A few months ago I asked Cecilia why she never invited her friends over to our home in the U.S. I imagined it was because she had just met them at her new school and wasn’t familiar enough with them yet, or maybe because she was a little embarrassed by our tiny quarters. Her answer flabbergasted me: “I don’t want them to see my horses.” Now, Cecilia is a collector, no, make that hoarder, of any plastic horse or conceivable horse-related accessory on Earth. She has dozens and dozens of them, plus at least ten stables – from the lovely wooden one her father gave her last year to an old box that she carefully cut out and glued with dividers to make stalls, shelves, and tack hangers. Of course they’re all fitted out with her store-bought and handmade bales of hay, apples, carrots, tack, saddle pads, hoof ointment, bridles, halters, and anything else a barn has. I realized that Cecilia had just revealed the change I’d noticed in her since she’d started in her new school, a change I had attributed more to her age than the school, although it no doubt has to do with both. At her school, girls her age are into makeup, mall clothes (the same five brands, all overpriced and identical except for the name screaming across the chest or rear), boys, sports, cell phones, iPods, roller skating, and other ‘tweeny stuff. Cecilia has suddenly tried on this personality for size, too, and I have to say that I missed her sweeter self, the more “Cecilia” Cecilia, the kid. Nostalgia for a lost little child, one that was all mine. And now although she is unwilling to give up her toys and crafts – she can still spend hours at it and often does, she has to do it alone instead of with her school friends to avoid ostracism if she revealed her littler self. I thought it was a reasonable, though sad, compromise: don’t give it up, but don’t make herself vulnerable to mockery by sharing it.
The exception is her friend Kathryn, the daughter of a dear friend of mine, a girl she’s known all her life, whom she has sisterly spats with and walks away in a huff… but only so many days can go by before Cecilia tells me she misses Kathryn – she needs a Kat fix. They go to different schools, so both seem to feel comfortable revealing that inner layer of child they each still hold so dear. Sometimes Kathryn’s mother and I listen to them play, and we look at each other and wistfully sigh, keenly aware that these days are numbered yet tickled that our children still hold onto the joyful abandon of childhood and have someone to share it with.
Last year, our first year back in the U.S., Cecilia went to a private, alternative school where not only can kids be kids until eighth grade (and they emphatically are!), but the five-year-olds easily play with the twelve-year-olds. A magical place. On the last day of class, two mothers and their daughters from Cecilia’s class invited us to join them in their yearly “school’s out” ritual of lunch and then the bookstore to pick up summer reading material. At the bookstore, as we mothers chatted on foot-high stools in the kids’ book section, we heard the girls’ laughter and chattering, and I turned around. There they were, three 11-to-12-year-olds, playing with the toy train set there to entertain little kids. I realized what a blessing that school had been, that with her school friends they could still play, still be little and innocent, still laugh with childish glee, not oh-so-knowing cattiness, and let their minds wander and imaginations soar.
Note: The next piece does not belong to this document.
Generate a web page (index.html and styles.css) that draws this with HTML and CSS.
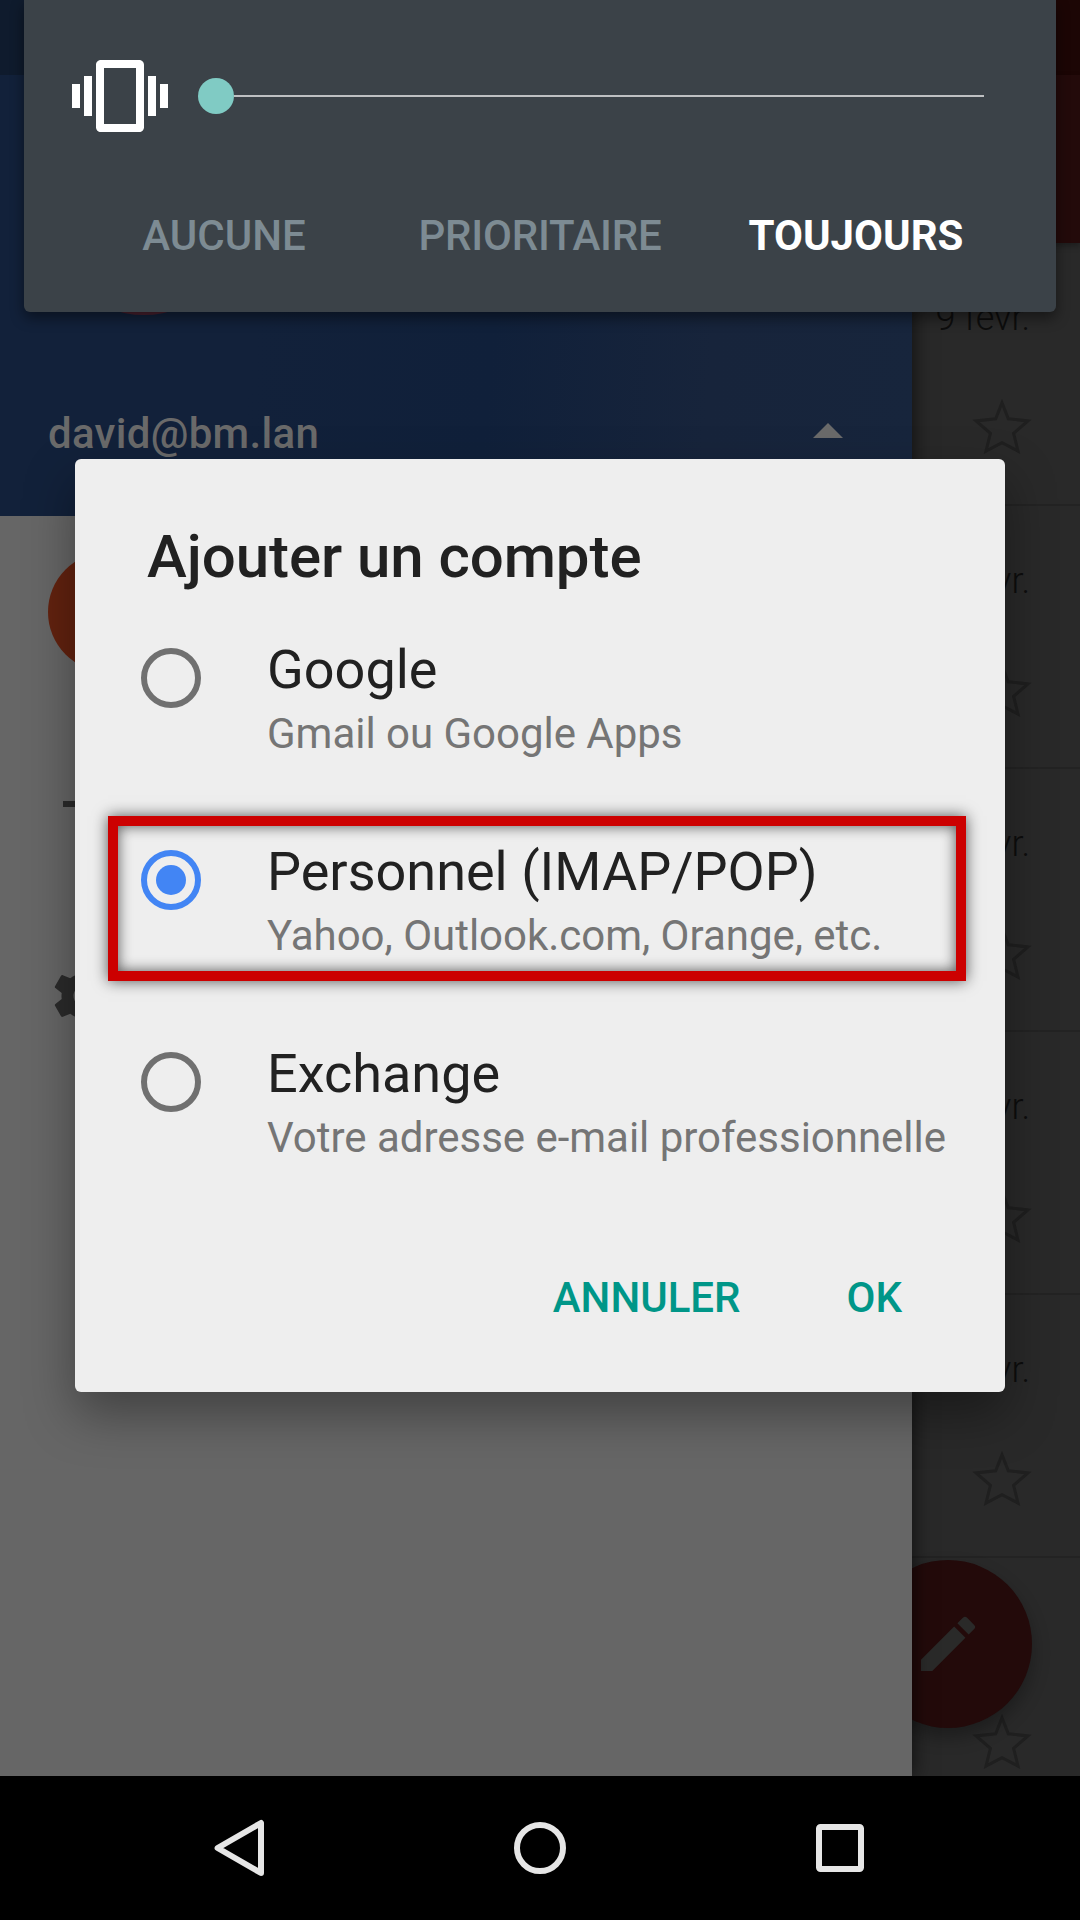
FILE: index.html
```html
<!DOCTYPE html>
<html lang="fr">
<head>
<meta charset="utf-8">
<title>Ajouter un compte</title>
<link rel="stylesheet" href="styles.css">
</head>
<body>
<svg class="defs" aria-hidden="true">
  <symbol id="star" viewBox="0 0 72 72">
    <path d="M36 11.800 42.300 27.800 62 29.900 47.600 42.400 52 60 36 51.600 20 60 24.400 42.400 10 29.900 29.700 27.800Z" fill="none" stroke="#1f1f1f" stroke-width="3" stroke-miterlimit="10"/>
  </symbol>
</svg>
<div class="screen">
  <main class="mail">
    <div class="status-strip"></div>
    <div class="toolbar"></div>
    <ul class="messages">
      <li class="message"><span class="date">9 févr.</span><svg class="star"><use href="#star"/></svg></li>
      <li class="message"><span class="date">9 févr.</span><svg class="star"><use href="#star"/></svg></li>
      <li class="message"><span class="date">9 févr.</span><svg class="star"><use href="#star"/></svg></li>
      <li class="message"><span class="date">9 févr.</span><svg class="star"><use href="#star"/></svg></li>
      <li class="message"><span class="date">9 févr.</span><svg class="star"><use href="#star"/></svg></li>
      <li class="message"><span class="date"></span><svg class="star"><use href="#star"/></svg></li>
    </ul>
    <div class="fab">
      <svg class="icon" viewBox="0 0 24 24"><path d="M3 17.25V21h3.75L17.81 9.94l-3.75-3.75L3 17.25zM20.71 7.04a1 1 0 0 0 0-1.41l-2.34-2.34a1 1 0 0 0-1.41 0l-1.83 1.83 3.75 3.75 1.83-1.83z" fill="#2a2a29"/></svg>
    </div>
  </main>

  <aside class="drawer">
    <header class="profile">
      <div class="profile-status"></div>
      <div class="avatar"></div>
      <div class="account">
        <span class="address">david@bm.lan</span>
        <svg class="caret" viewBox="0 0 30 15"><path d="M0 15 15 0l15 15z" fill="#6a6a6a"/></svg>
      </div>
    </header>
    <nav class="drawer-items">
      <div class="drawer-item"><span class="account-dot"></span></div>
      <div class="drawer-item"><svg class="icon" viewBox="0 0 24 24"><path d="M19 13h-6v6h-2v-6H5v-2h6V5h2v6h6v2z" fill="#2b2b2b"/></svg></div>
      <div class="drawer-item"><svg class="icon" viewBox="0 0 24 24"><path d="M19.43 12.98c.04-.32.07-.64.07-.98s-.03-.66-.07-.98l2.11-1.65c.19-.15.24-.42.12-.64l-2-3.46c-.12-.22-.39-.3-.61-.22l-2.49 1c-.52-.4-1.08-.73-1.69-.98l-.38-2.65C14.46 2.18 14.25 2 14 2h-4c-.25 0-.46.18-.49.42l-.38 2.65c-.61.25-1.17.59-1.69.98l-2.49-1c-.23-.09-.49 0-.61.22l-2 3.46c-.13.22-.07.49.12.64l2.11 1.65c-.04.32-.07.65-.07.98s.03.66.07.98l-2.11 1.65c-.19.15-.24.42-.12.64l2 3.46c.12.22.39.3.61.22l2.49-1c.52.4 1.08.73 1.69.98l.38 2.65c.03.24.24.42.49.42h4c.25 0 .46-.18.49-.42l.38-2.65c.61-.25 1.17-.59 1.69-.98l2.49 1c.23.09.49 0 .61-.22l2-3.46c.12-.22.07-.49-.12-.64l-2.11-1.65zM12 15.5c-1.93 0-3.5-1.57-3.5-3.5s1.57-3.5 3.5-3.5 3.5 1.57 3.5 3.5-1.57 3.5-3.5 3.5z" fill="#2b2b2b"/></svg></div>
    </nav>
  </aside>

  <section class="dialog" role="dialog">
    <h1 class="dialog-title">Ajouter un compte</h1>
    <div class="options">
      <div class="option">
        <span class="radio"></span>
        <div class="labels"><div class="name">Google</div><div class="hint">Gmail ou Google Apps</div></div>
      </div>
      <div class="option">
        <span class="radio checked"></span>
        <div class="labels"><div class="name">Personnel (IMAP/POP)</div><div class="hint">Yahoo, Outlook.com, Orange, etc.</div></div>
        <div class="highlight"></div>
      </div>
      <div class="option">
        <span class="radio"></span>
        <div class="labels"><div class="name">Exchange</div><div class="hint">Votre adresse e-mail professionnelle</div></div>
      </div>
    </div>
    <div class="actions"><span>ANNULER</span><span>OK</span></div>
  </section>

  <section class="volume">
    <div class="slider-row">
      <svg class="vibrate" viewBox="0 0 24 24"><path d="M0 15h2V9H0v6zm3 2h2V7H3v10zm19-8v6h2V9h-2zm-3 8h2V7h-2v10zM16.800 3H7.200C6.540 3 6 3.540 6 4.200v15.600C6 20.460 6.540 21 7.200 21h9.600c.66 0 1.200-.54 1.200-1.200V4.200C18 3.540 17.460 3 16.800 3zM16 19H8V5h8v14z" fill="#fff"/></svg>
      <div class="slider"><span class="thumb"></span><span class="track"></span></div>
    </div>
    <div class="modes">
      <span class="mode">AUCUNE</span>
      <span class="mode priority">PRIORITAIRE</span>
      <span class="mode active">TOUJOURS</span>
    </div>
  </section>

  <footer class="navbar">
    <svg class="nav-icon" viewBox="0 0 72 72"><path d="M57 11v50L13.600 36z" fill="none" stroke="#e6e6e6" stroke-width="6" stroke-linejoin="round"/></svg>
    <svg class="nav-icon" viewBox="0 0 72 72"><circle cx="36" cy="36" r="23" fill="none" stroke="#e6e6e6" stroke-width="6"/></svg>
    <svg class="nav-icon" viewBox="0 0 72 72"><rect x="15" y="15" width="42" height="42" rx="1.500" fill="none" stroke="#e6e6e6" stroke-width="6"/></svg>
  </footer>
</div>
</body>
</html>
```
FILE: styles.css
```css
* { box-sizing: border-box; }
body { margin: 0; background: #000; font-family: Roboto, "Liberation Sans", sans-serif; }
.defs { display: none; }
.screen { position: relative; width: 1080px; height: 1920px; overflow: hidden; display: flex; flex-direction: column; }
.icon { display: block; width: 72px; height: 72px; }

/* Mail list behind the drawer */
.mail { position: relative; height: 1776px; overflow: hidden; background: #292929; }
.status-strip { height: 75px; background: #1c0605; }
.toolbar { height: 168px; background: #230a0a; box-shadow: 0 3px 6px rgba(0, 0, 0, .3); }
.messages { list-style: none; margin: 0; padding: 0; }
.message { height: 263px; padding: 53px 42px 0 0; border-bottom: 2px solid #232323; display: flex; flex-direction: column; align-items: flex-end; }
.date { height: 44px; margin-right: 8px; font-size: 36px; line-height: 44px; font-weight: 300; color: #0d0d0d; }
.star { display: block; width: 72px; height: 72px; margin-top: 51px; flex: none; }
.fab { position: absolute; left: 864px; top: 1560px; width: 168px; height: 168px; border-radius: 50%; background: #230a0a; box-shadow: 0 9px 18px rgba(0, 0, 0, .3); display: flex; align-items: center; justify-content: center; }

/* Navigation drawer */
.drawer { position: absolute; left: 0; top: 0; width: 912px; height: 1776px; background: #666; box-shadow: 0 0 20px rgba(0, 0, 0, .7); clip-path: inset(0 -60px 0 0); }
.profile { height: 516px; background: linear-gradient(95deg, #12213a 0, #12213a 280px, #10203a 520px, #17243b 740px, #17253c 100%); display: flex; flex-direction: column; }
.profile-status { height: 75px; background: #0f1b2d; }
.avatar { width: 192px; height: 192px; margin: 48px 0 0 48px; border-radius: 50%; background: #4c2130; }
.account { display: flex; justify-content: space-between; align-items: center; height: 60px; margin: 89px 69px 0 48px; font-size: 42px; line-height: 60px; font-weight: 500; color: #6a6a6a; }
.address { letter-spacing: .3px; }
.caret { width: 30px; height: 15px; margin-bottom: 7px; }
.drawer-item { height: 192px; padding-left: 48px; display: flex; align-items: center; }
.account-dot { width: 120px; height: 120px; border-radius: 50%; background: #62220f; }

/* Account type dialog */
.dialog { position: absolute; left: 75px; top: 459px; width: 930px; height: 933px; border-radius: 6px; background: #eee; box-shadow: 0 22px 50px rgba(0, 0, 0, .36); padding-top: 63px; }
.dialog-title { margin: 0 0 0 72px; font-size: 60px; line-height: 70px; font-weight: 500; letter-spacing: -.07px; color: #212121; }
.options { margin-top: 42px; }
.option { position: relative; height: 202px; display: flex; align-items: flex-start; }
.radio { flex: none; width: 60px; height: 60px; margin: 14px 66px 0 66px; border: 6px solid #707070; border-radius: 50%; display: flex; align-items: center; justify-content: center; }
.radio.checked { border-color: #4285f4; }
.radio.checked::before { content: ""; width: 30px; height: 30px; border-radius: 50%; background: #4285f4; }
.labels { white-space: nowrap; }
.name { font-size: 54px; line-height: 72px; color: #212121; }
.hint { font-size: 42px; line-height: 56px; letter-spacing: -.02px; color: #757575; }
.highlight { position: absolute; left: 33px; top: -20px; width: 858px; height: 165px; border: 10px solid #c00; box-shadow: 0 0 14px rgba(0, 0, 0, .65), inset 0 0 14px rgba(0, 0, 0, .65); }
.actions { display: flex; justify-content: flex-end; gap: 106px; margin: 33px 103px 0 0; font-size: 42px; line-height: 50px; font-weight: 500; color: #009688; }

/* Volume panel */
.volume { position: absolute; left: 24px; top: 0; width: 1032px; height: 312px; border-radius: 0 0 6px 6px; background: #3b4248; box-shadow: 0 6px 14px rgba(0, 0, 0, .45); padding-top: 48px; }
.slider-row { display: flex; align-items: center; padding: 0 72px 0 48px; height: 96px; }
.vibrate { width: 96px; height: 96px; }
.slider { flex: 1; display: flex; align-items: center; margin-left: 30px; }
.thumb { width: 36px; height: 36px; border-radius: 50%; background: #80cbc4; }
.track { flex: 1; height: 2px; background: #bec0c2; }
.modes { display: grid; grid-template-columns: repeat(3, 316px); justify-content: center; margin-top: 67px; font-size: 42px; line-height: 50px; font-weight: 500; text-align: center; color: #7d8b93; }
.priority { letter-spacing: -.2px; }
.active { color: #fff; font-weight: 700; }

/* System navigation */
.navbar { height: 144px; background: #000; display: flex; justify-content: center; align-items: center; gap: 228px; }
.nav-icon { width: 72px; height: 72px; }
```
If only I could have afforded to keep Cecilia in that school, but it was a home of our own or school, and home won out. How I miss the child that she could be there! Yet this past spring break, back in Spain again, no sooner did we enter our home than Cecilia disappeared upstairs. I was busy unpacking, but after about an hour I snuck up there to see what she was up to. There was my mature, clever, knowing 12-year-old surrounded by a sea of old costumes, a vast farm scenario already set up – big as our living room in the U.S. – her doll house tidied and redecorated. She had literally marked her territory, or reclaimed it, in truth. Cecilia was wallowing in, relishing, frolicking in her childhood again, and soon her best friends Maria, Anabel and Ramon joined her. And I realized just why it is so hard for us to imagine giving up that home in Spain: that is her childhood home, a magical place where she can create her own world, dress crazy, fight over who gets what horse, make up dances, draw and paint on her easel, make tiny little make-believe voices, take boxes, pieces of paper and other odds and ends and turn them into whatever her heart desires and imagination conjures up. There Cecilia can return to her original, truest self, and I can reclaim my baby, my little girl, my crazy, madcap, silly, beautiful little Tweety whom I miss so much.